PkrBum wrote:They should have to start concentric circles at city centers enclosing population in set numbers.

Done... next issue.

Edit: won't happen of course because the two party system is entrenched and corrupt.

Wonderful! PkrBoy belches, farts and adds absolutely ZERO value to the discussion.

Well done, you ignorant, racist, pedophile-apologist piece-of-cracker-shit!

Here's a video of his hero:



What a disgusting human being you are, PkrBoy!

2seaoat



Concentric circles.....wtf.

Telstar

Telstar

Deus X wrote:
PkrBum wrote:They should have to start concentric circles at city centers enclosing population in set numbers.

Done... next issue.

Edit: won't happen of course because the two party system is entrenched and corrupt.
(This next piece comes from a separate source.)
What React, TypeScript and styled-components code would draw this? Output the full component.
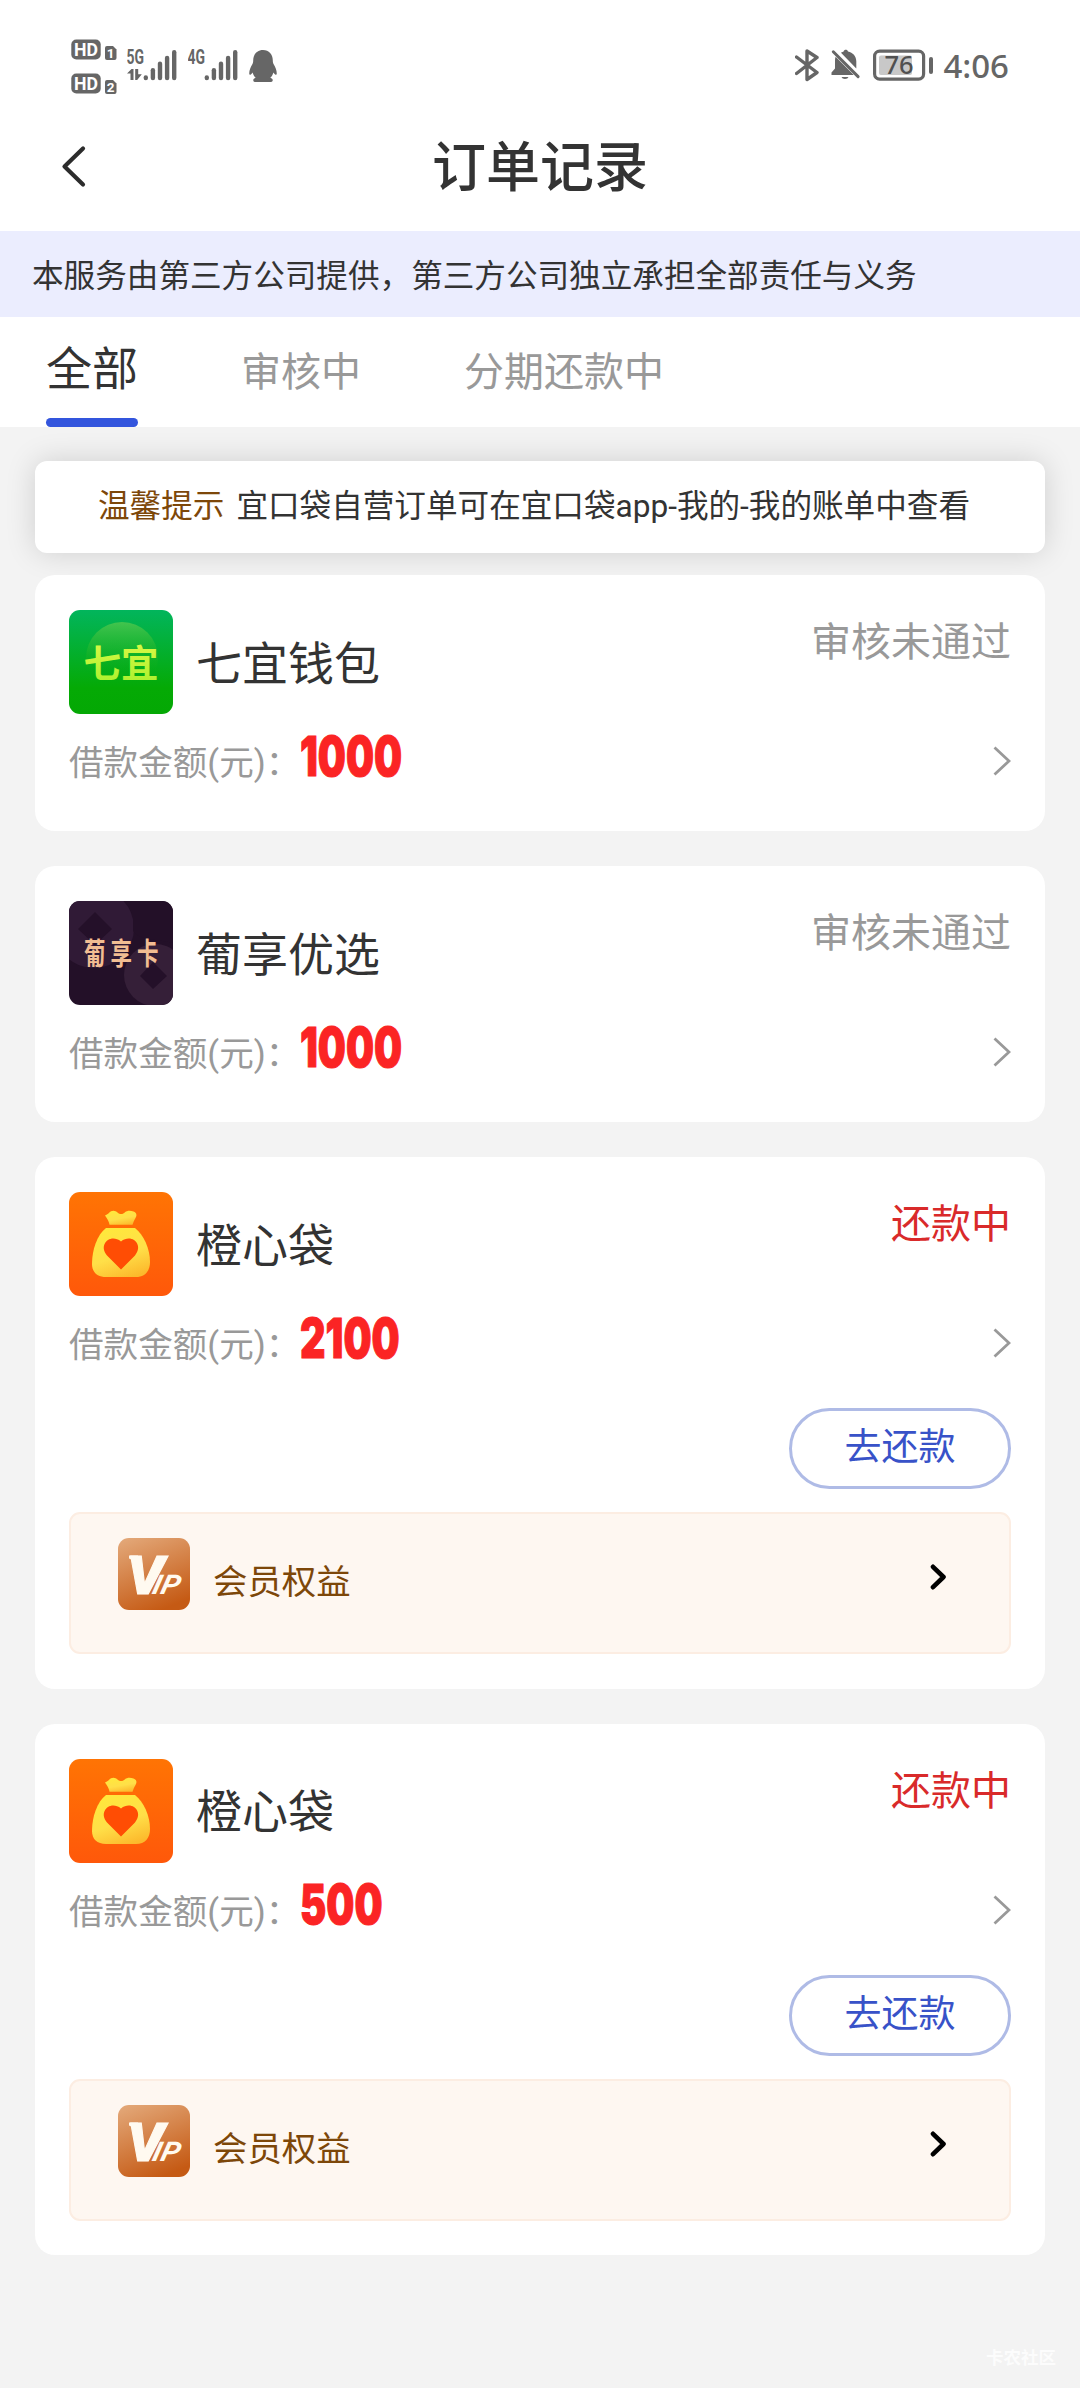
import React from 'react';
import styled, { createGlobalStyle } from 'styled-components';

const GlobalStyle = createGlobalStyle`
  *, *::before, *::after { box-sizing: border-box; }
  html, body { margin: 0; padding: 0; background: #f3f3f3; }
  body { font-family: Roboto, "Noto Sans CJK SC", sans-serif; color: #333; }
  svg { display: block; flex: none; }
`;

const Page = styled.div`
  width: 1080px;
  height: 2388px;
  display: flex;
  flex-direction: column;
  background: #f3f3f3;
  overflow: hidden;
`;

const StatusBar = styled.div`
  height: 130px;
  padding: 0 71px;
  display: flex;
  justify-content: space-between;
  background: #fff;
`;

const StatusGroup = styled.div<{ $gap: number }>`
  display: flex;
  align-items: flex-start;
  gap: ${(p) => p.$gap}px;
  padding-top: 38px;
`;

const BatteryGroup = styled.div`
  display: flex;
  align-items: flex-start;
  gap: 12px;
  padding-top: 48px;
`;

const Clock = styled.span`
  font: 500 33px/36px "Noto Sans", sans-serif;
  color: #666;
  margin-left: -2px;
`;

const TitleBar = styled.header`
  height: 101px;
  padding: 0 60px 27px;
  display: grid;
  grid-template-columns: 60px 1fr 60px;
  align-items: center;
  background: #fff;
`;

const Title = styled.h1`
  margin: 0;
  padding-top: 4px;
  text-align: center;
  font-size: 54px;
  line-height: 70px;
  font-weight: 500;
  color: #333;
`;

const Notice = styled.div`
  height: 86px;
  padding-left: 32px;
  background: #ebedfe;
  font-size: 31.6px;
  line-height: 91px;
  white-space: nowrap;
`;

const Tabs = styled.nav`
  height: 110px;
  padding: 0 46px;
  display: flex;
  gap: 103px;
  background: #fff;
`;

const Tab = styled.span<{ $active?: boolean }>`
  height: 110px;
  display: flex;
  flex-direction: column;
  justify-content: space-between;
  font-size: ${(p) => (p.$active ? 46 : 40)}px;
  line-height: ${(p) => (p.$active ? 105 : 111)}px;
  color: ${(p) => (p.$active ? '#333' : '#999')};
  white-space: nowrap;
`;

const TabLabel = styled.span`
  height: 101px;
`;

const TabLine = styled.i`
  height: 9px;
  border-radius: 5px;
  background: #3355dd;
`;

const Content = styled.main`
  padding: 34px 35px 0;
  display: flex;
  flex-direction: column;
  flex: 1;
`;

const Tip = styled.div`
  height: 92px;
  padding-left: 63px;
  border-radius: 12px;
  display: flex;
  gap: 12px;
  background: #fff;
  box-shadow: 0 0 30px rgba(0, 0, 0, 0.15);
  font-size: 31.6px;
  line-height: 91px;
  white-space: nowrap;
`;

const TipLead = styled.b`
  font-weight: 400;
  color: #7d4709;
`;

const Orders = styled.section`
  margin-top: 22px;
  display: flex;
  flex-direction: column;
  gap: 35px;
`;

const Card = styled.article<{ $tall: boolean }>`
  padding: 35px 34px ${(p) => (p.$tall ? 34.5 : 23)}px;
  display: flex;
  flex-direction: column;
  border-radius: 20px;
  background: #fff;
`;

const CardHead = styled.div`
  height: 104px;
  display: flex;
  align-items: center;
`;

const Name = styled.h2`
  margin: 0 0 0 23px;
  padding-top: 3px;
  flex: 1;
  font-size: 46px;
  line-height: 60px;
  font-weight: 400;
`;

const Status = styled.span<{ $active: boolean }>`
  align-self: flex-start;
  font-size: 40px;
  line-height: 66px;
  color: ${(p) => (p.$active ? '#d92a2a' : '#999')};
`;

const AmountRow = styled.div`
  height: 94px;
  display: flex;
  align-items: center;
`;

const AmountLabel = styled.span`
  padding-top: 4px;
  font-size: 34.6px;
  line-height: 60px;
  color: #999;
  white-space: nowrap;
`;

const Amount = styled.strong`
  flex: 1;
  padding-bottom: 11px;
  font: 900 54.5px/78px Inter, sans-serif;
  color: #fb2424;
  -webkit-text-stroke: 1px #fb2424;
  transform: scaleX(0.725);
  transform-origin: 0 50%;
`;

const Actions = styled.div`
  margin: 18px 0 23px;
  display: flex;
  justify-content: flex-end;
`;

const RepayButton = styled.button`
  width: 222px;
  height: 81px;
  padding: 0 0 1px;
  border: 3px solid #afbbe6;
  border-radius: 41px;
  background: #fff;
  color: #3852c8;
  font: 400 37px/60px Roboto, "Noto Sans CJK SC", sans-serif;
`;

const Vip = styled.div`
  height: 142px;
  padding: 24px 62px 0 47px;
  display: flex;
  align-items: flex-start;
  border: 2px solid #fcede2;
  border-radius: 11px;
  background: #fef7f1;
`;

const VipLabel = styled.span`
  flex: 1;
  margin-left: 23px;
  font-size: 34.4px;
  line-height: 88px;
  color: #7d4709;
`;

const ArrowBox = styled.span`
  padding-top: 26px;
`;

const Watermark = styled.footer`
  margin: auto -11px 0 0;
  padding-bottom: 20px;
  align-self: flex-end;
  font-size: 17.5px;
  line-height: 20px;
  font-weight: 700;
  color: #fcfcfc;
`;

const Ink = '#666';

const HdIcon = () => (
  <svg width="46" height="58" viewBox="0 0 46 58">
    {[0, 34].map((y, i) => (
      <g key={y} transform={`translate(0 ${y})`}>
        <rect x="0.3" y="1.5" width="29.4" height="20" rx="5" fill={Ink} />
        <text x="15" y="18" textAnchor="middle" fontFamily="Roboto" fontWeight="700" fontSize="18.5" fill="#fff" textLength="24" lengthAdjust="spacingAndGlyphs">HD</text>
        <path d="M36 8h6l3.500 3.500V20a2 2 0 0 1-2 2H36a2 2 0 0 1-2-2V10a2 2 0 0 1 2-2Z" fill={Ink} />
        <text x="39.700" y="20" textAnchor="middle" fontFamily="Roboto" fontWeight="700" fontSize="13.500" fill="#fff">{i + 1}</text>
      </g>
    ))}
  </svg>
);

const SignalIcon = ({ label, data }: { label: string; data?: boolean }) => (
  <svg width="51" height="44" viewBox="0 0 51 44">
    <text x="-0.5" y="25.500" fontFamily="Roboto" fontWeight="700" fontSize="19.500" fill={Ink} textLength="17.500" lengthAdjust="spacingAndGlyphs">{label}</text>
    {data && <path d="M0 35.500 4.500 31h2V42H3.500v-6.500ZM8.200 31h3v5.200h3.600L10.200 42h-2Z" fill={Ink} />}
    {[39.5, 32.200, 25.700, 20, 14.200].map((top, i) => (
      <path key={top} d={`M${18.8 + i * 7.1} ${top}V40`} stroke={Ink} strokeWidth="4.400" strokeLinecap="round" />
    ))}
  </svg>
);

const PenguinIcon = () => (
  <svg width="28" height="46" viewBox="0 0 28 46">
    <path d="M14 12C8 12 4.200 16.500 4.200 22.500c0 1.500-.2 2.500-1 4C1.500 29.500 0 33 .3 36c.2 1.500 1.800.6 3.300-1.600.6 2.300 1.600 3.900 3.100 5.400-1.600.5-2.600 1.300-2.400 2.700.1 1.300 1.200 1.500 3 1.500h13.400c1.800 0 2.900-.2 3-1.500.2-1.400-.8-2.200-2.400-2.700 1.500-1.500 2.500-3.100 3.100-5.400 1.500 2.200 3.100 3.100 3.300 1.600.3-3-1.200-6.500-2.900-9.500-.8-1.500-1-2.500-1-4C23.800 16.500 20 12 14 12Z" fill={Ink} />
  </svg>
);

const BluetoothIcon = () => (
  <svg width="24" height="34" viewBox="0 0 24 34">
    <path d="M1.500 9 22 24.500 12 31.500V3L22 9.500 1.500 25.500" fill="none" stroke={Ink} strokeWidth="3.400" strokeLinecap="round" strokeLinejoin="round" />
  </svg>
);

const MutedBellIcon = () => (
  <svg width="30" height="34" viewBox="0 0 30 34">
    <path d="M10 4.800C11 4 12.200 3.700 12.600 3.500c.4-2.400 4-2.400 4.400 0 4.800 1 8.300 4.700 8.300 9.800v7.200ZM4.600 8.800 22.800 27H0.500v-2.500L4 20.500v-8c0-1.400.2-2.700.6-3.700ZM10.500 29h7a3.600 2.600 0 0 1-7 0Z" fill={Ink} />
    <path d="m2.300 3.800 24.800 24.800" stroke={Ink} strokeWidth="3" strokeLinecap="round" />
  </svg>
);

const BatteryIcon = () => (
  <svg width="60" height="34" viewBox="0 0 60 34">
    <rect x="1.600" y="3.100" width="49" height="28" rx="5" fill="#fff" stroke={Ink} strokeWidth="3.200" />
    <rect x="6" y="7.500" width="33" height="19.500" rx="2" fill="#c8c8c8" />
    <rect x="56" y="9" width="4" height="17" rx="2" fill={Ink} />
    <text x="26" y="26.300" textAnchor="middle" fontFamily="Noto Sans" fontWeight="500" fontSize="25.500" fill="#505050">76</text>
  </svg>
);

const BackIcon = () => (
  <svg width="28" height="44" viewBox="0 0 28 44">
    <path d="M23 3.500 4.500 21.500 23 39.500" fill="none" stroke="#2c2c2c" strokeWidth="4.200" strokeLinecap="round" strokeLinejoin="round" />
  </svg>
);

const ChevronIcon = () => (
  <svg width="18" height="30" viewBox="0 0 18 30">
    <path d="M1.500 1.500 16 15 1.500 28.500" fill="none" stroke="#999" strokeWidth="2.800" />
  </svg>
);

const BoldChevronIcon = () => (
  <svg width="17" height="26" viewBox="0 0 17 26">
    <path d="M3 2.800 13.500 13 3 23.200" fill="none" stroke="#000" strokeWidth="4.600" strokeLinecap="round" strokeLinejoin="round" />
  </svg>
);

const QiyiLogo = () => (
  <svg width="104" height="104" viewBox="0 0 104 104">
    <defs>
      <linearGradient id="qy-bg" x1="0" y1="0" x2="0" y2="1">
        <stop offset="0" stopColor="#02b55c" />
        <stop offset="0.750" stopColor="#05aa05" />
        <stop offset="1" stopColor="#04a804" />
      </linearGradient>
      <linearGradient id="qy-disc" x1="0" y1="0" x2="0" y2="1">
        <stop offset="0" stopColor="#5fcb4e" stopOpacity="0.700" />
        <stop offset="0.700" stopColor="#20b010" stopOpacity="0" />
      </linearGradient>
      <linearGradient id="qy-ink" x1="0" y1="0" x2="0" y2="1">
        <stop offset="0" stopColor="#e6fa4a" />
        <stop offset="1" stopColor="#a5f02c" />
      </linearGradient>
    </defs>
    <rect width="104" height="104" rx="11" fill="url(#qy-bg)" />
    <circle cx="53" cy="48" r="36" fill="url(#qy-disc)" />
    <text x="52" y="66.5" textAnchor="middle" fontFamily="Noto Sans CJK SC" fontWeight="700" fontSize="37.5" fill="url(#qy-ink)">七宜</text>
  </svg>
);

const PuxiangLogo = () => (
  <svg width="104" height="104" viewBox="0 0 104 104">
    <defs>
      <clipPath id="px-clip"><rect width="104" height="104" rx="11" /></clipPath>
    </defs>
    <g clipPath="url(#px-clip)">
      <rect width="104" height="104" fill="#231028" />
      <circle cx="25" cy="27" r="40" fill="#301a36" />
      <path d="m26 11 17 17-17 16L9 28Z" fill="#241029" />
      <circle cx="86" cy="74" r="31" fill="#351f38" />
      <path d="m84 61 14 14-14 13-13-13Z" fill="#241029" />
      <path d="M104 0v42C88 38 72 40 64 30V0Z" fill="#231028" />
    </g>
    <g fill="#f2bd92" fontFamily="Noto Sans CJK SC" fontWeight="700">
      <text transform="translate(15 63) scale(0.86 1.18)" fontSize="25" letterSpacing="5.8">葡享卡</text>
    </g>
  </svg>
);

const ChengxinLogo = () => (
  <svg width="104" height="104" viewBox="0 0 104 104">
    <defs>
      <linearGradient id="cx-bg" x1="0" y1="0" x2="0" y2="1">
        <stop offset="0" stopColor="#ff7404" />
        <stop offset="1" stopColor="#ff580a" />
      </linearGradient>
      <linearGradient id="cx-bag" x1="0.300" y1="0" x2="0.700" y2="1">
        <stop offset="0" stopColor="#ffe83c" />
        <stop offset="0.550" stopColor="#ffdf48" />
        <stop offset="1" stopColor="#fcb92c" />
      </linearGradient>
    </defs>
    <rect width="104" height="104" rx="11" fill="url(#cx-bg)" />
    <path d="M36 23.500C39 22.500 40 20.500 42 19.300c2.500-1.300 4.800-.4 6.500 1.200 2.500 2.200 5.500 2 7.500-.2 2-1.700 5-2 8.500-.8 3.500 1.500 3.500 4 2 6.500-1.500 2.500-2 4-3 6.800H40.500c-.5-3.500-2-5.500-4.500-9.300Z" fill="url(#cx-bag)" />
    <path d="M37 36h29c9 7 15 21 15 34 0 9-5 15-14 15H37c-9 0-14-5-14-13 0-14 5-29 14-36Z" fill="url(#cx-bag)" />
    <path d="M52 77.500 38 63.500C29 53 41 41 52 49.500 63 41 75 53 66 63.500Z" fill="#ff4d04" />
  </svg>
);

const VipLogo = () => (
  <svg width="72" height="72" viewBox="0 0 72 72">
    <defs>
      <linearGradient id="vip-bg" x1="0.200" y1="0" x2="0.600" y2="1">
        <stop offset="0" stopColor="#e2a575" />
        <stop offset="1" stopColor="#c55a14" />
      </linearGradient>
    </defs>
    <rect width="72" height="72" rx="11" fill="url(#vip-bg)" />
    <path d="M11 17.500h9v4.500h-5.500L11 20.500Z" fill="#fffaf0" />
    <g fill="#fffaf0" fontFamily="Roboto" fontStyle="italic">
      <text x="9" y="55.500" fontWeight="900" fontSize="53" textLength="37" lengthAdjust="spacingAndGlyphs" stroke="#fffaf0" strokeWidth="1">V</text>
      <text transform="translate(33 55.500) skewX(-14)" fontWeight="700" fontSize="27" textLength="27" lengthAdjust="spacingAndGlyphs">IP</text>
    </g>
  </svg>
);

interface Order {
  name: string;
  status: string;
  amount: string;
  repaying: boolean;
  Logo: () => React.ReactElement;
}

const orders: Order[] = [
  { name: '七宜钱包', status: '审核未通过', amount: '1000', repaying: false, Logo: QiyiLogo },
  { name: '葡享优选', status: '审核未通过', amount: '1000', repaying: false, Logo: PuxiangLogo },
  { name: '橙心袋', status: '还款中', amount: '2100', repaying: true, Logo: ChengxinLogo },
  { name: '橙心袋', status: '还款中', amount: '500', repaying: true, Logo: ChengxinLogo },
];

const OrderCard = ({ name, status, amount, repaying, Logo }: Order) => (
  <Card $tall={repaying}>
    <CardHead>
      <Logo />
      <Name>{name}</Name>
      <Status $active={repaying}>{status}</Status>
    </CardHead>
    <AmountRow>
      <AmountLabel>借款金额(元)：</AmountLabel>
      <Amount>{amount}</Amount>
      <ChevronIcon />
    </AmountRow>
    {repaying && (
      <>
        <Actions>
          <RepayButton>去还款</RepayButton>
        </Actions>
        <Vip>
          <VipLogo />
          <VipLabel>会员权益</VipLabel>
          <ArrowBox>
            <BoldChevronIcon />
          </ArrowBox>
        </Vip>
      </>
    )}
  </Card>
);

export default function App() {
  return (
    <Page>
      <GlobalStyle />
      <StatusBar>
        <StatusGroup $gap={10}>
          <HdIcon />
          <SignalIcon label="5G" data />
          <SignalIcon label="4G" />
          <PenguinIcon />
        </StatusGroup>
        <BatteryGroup>
          <BluetoothIcon />
          <MutedBellIcon />
          <BatteryIcon />
          <Clock>4:06</Clock>
        </BatteryGroup>
      </StatusBar>
      <TitleBar>
        <BackIcon />
        <Title>订单记录</Title>
      </TitleBar>
      <Notice>本服务由第三方公司提供，第三方公司独立承担全部责任与义务</Notice>
      <Tabs>
        <Tab $active>
          <TabLabel>全部</TabLabel>
          <TabLine />
        </Tab>
        <Tab>审核中</Tab>
        <Tab>分期还款中</Tab>
      </Tabs>
      <Content>
        <Tip>
          <TipLead>温馨提示</TipLead>
          <span>宜口袋自营订单可在宜口袋app-我的-我的账单中查看</span>
        </Tip>
        <Orders>
          {orders.map((order, i) => (
            <OrderCard key={i} {...order} />
          ))}
        </Orders>
        <Watermark>卡农社区</Watermark>
      </Content>
    </Page>
  );
}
Wonderful! PkrBoy belches, farts and adds absolutely ZERO value to the discussion.

Well done, you ignorant, racist, pedophile-apologist piece-of-cracker-shit!

Here's a video of his hero:



What a disgusting human being you are, PkrBoy!




It's a GOP thing.

PkrBum

PkrBum

2seaoat wrote:Concentric circles.....wtf.

Ok... squares. Sheesh... lol.

Any standard shape that encloses equal amounts of citizens without regard to party or race or anything.

Why is this so hard?

2seaoat



Your concentric circles conceptually misses the issue. The issue is simple math. An objective formula is being developed to determine where a district has been packed, and votes are wasted in a particular party, or a district is cut out to give an advantage to one or another party. The formula is not set in stone, but allows a range of discrepancy plus or minus which is allowable political gerrymandering. An example may be a river town which has the town split into two distinct geographic areas. Politically, the map drawer might want to have the representative align with the entire town. If it is not perfect, that is political redistricting, but when that line is drawn and the amount of people packed or excluded exceeds plus or minus 7 percent, that drawn map may be considered unconstitutional. I think the Supreme Court will NOT adopt any one of these formulas but will prescribe a blending of the three major ones. It is really bad in Illinois where a Republican in the suburbs which has a republican majority suddenly finds the district jutting into cook county where the democrats now are the majority of voters in what always has been a republican district. What the republicans did in Wisconsin is obviously unconstitutional.

PkrBum

PkrBum

Unless the formula ignores your qualifiers it will be abused... again and again. There has to be a neutral design. The first circle in a large city will undoubtedly be small because of the population density... and it will be dominated by dems. Rightly so. As the circles move out they will expand to reflect less density and the political leanings will be mixed. At the outer reaches the rural population is most likely pub. The system must be set and not subject to politicization.